Мужчина шагнул прямо к Перри, а тот увернулся, продолжая ухмыляться.
- Не кипятитесь, мистер Картрайт! - захохотал он. - Просто хотел пожелать ей спокойной ночи!
- Хватит уже! - огрызнулся в ответ Картрайт. - Я знаю, что за тобой числится, скользкий ты хорек.
- За мной - ничего, - усмехнулся Перри. - Я просто гражданский.
Картрайт повернулся и прокричал в окно: - Бегом в кровать! Сейчас же! И свет выключи!
Тень в окне тут же исчезла за занавесками. Через секунду свет в окне погас.
Когда Картрайт повернулся обратно, он заметил Сэма и поприветствовал его коротким кивком.
- Итак, - равнодушно сказал он. - Тебе все рассказали. Хорошо. Очень хорошо.
Сэм стоял как вкопанный, не зная, что ответить, не понимая ни где он, ни что за чертовщина тут происходит.
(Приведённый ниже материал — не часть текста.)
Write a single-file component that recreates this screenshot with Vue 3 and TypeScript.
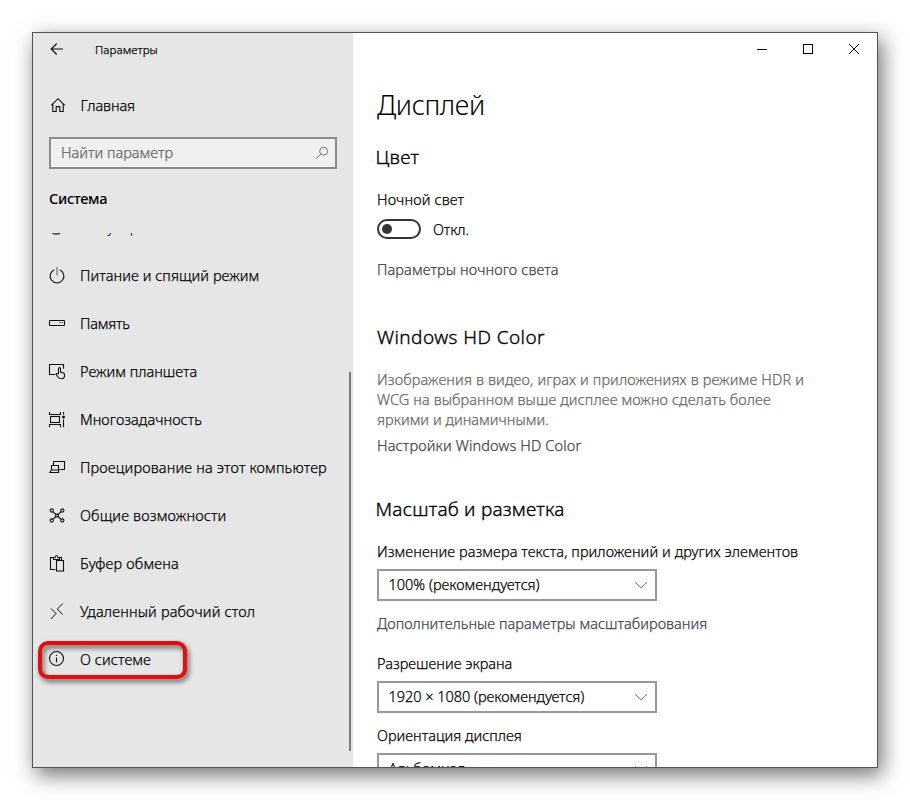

Даже фамилия Картрайт не отозвалась в его пошатнувшемся разуме со всей возможной силой.
Перри демонстративно поправил костюм и пригладил волосы, а потом сказал: - Ну что, тогда поехали?
Он милостиво указал на маленький "Остин". Картрайт двинулся к нему - и Сэм, так и не приняв осознанного решения, что делать, зашагал за ним, ноги передвигались совершенно не по его воле, будто бы кто-то управлял его телом на расстоянии.
Это не мое тело, подумал Сэм, когда его накрыло свежей волной паники. Я вижу все это чьими-то чужими глазами. Я пассажир в чьем-то чужом разуме.
И тут же в ужасе поправил себя: нет, не пассажир. Пленник!
Куда бы это чужое тело ни пошло, Сэм был не в состоянии управлять им. Он был свидетелем каких-то событий в прошлом, откуда-то из шестидесятых, глазами чужака. Он был наблюдателем, вынужденным видеть и чувствовать все, что увидит и почувствует хозяин этого постороннего тела. Но чье это тело? Кто это, черт возьми?
Перри совершенно неожиданно проорал в темное окно на втором этаже: - Сладких снов, Энни!
Картрайт рассерженно замахнулся на него, но Перри увернулся.
- Вы должны это увидеть, мистер Картрайт, - проговорил он, вытаскивая из пиджачного кармана ключи от машины. - Мистер Гулд обо мне очень высокого мнения. Я представляю собой ценный вклад в его организацию - слышали, что я говорю?
- Садись за руль и поехали, - прорычал Картрайт. - Следи за дорогой, а не за моей дочерью.
С этими словами он исчез в салоне "Остина", а Сэм - чьими бы там глазами он ни видел - полез за ним.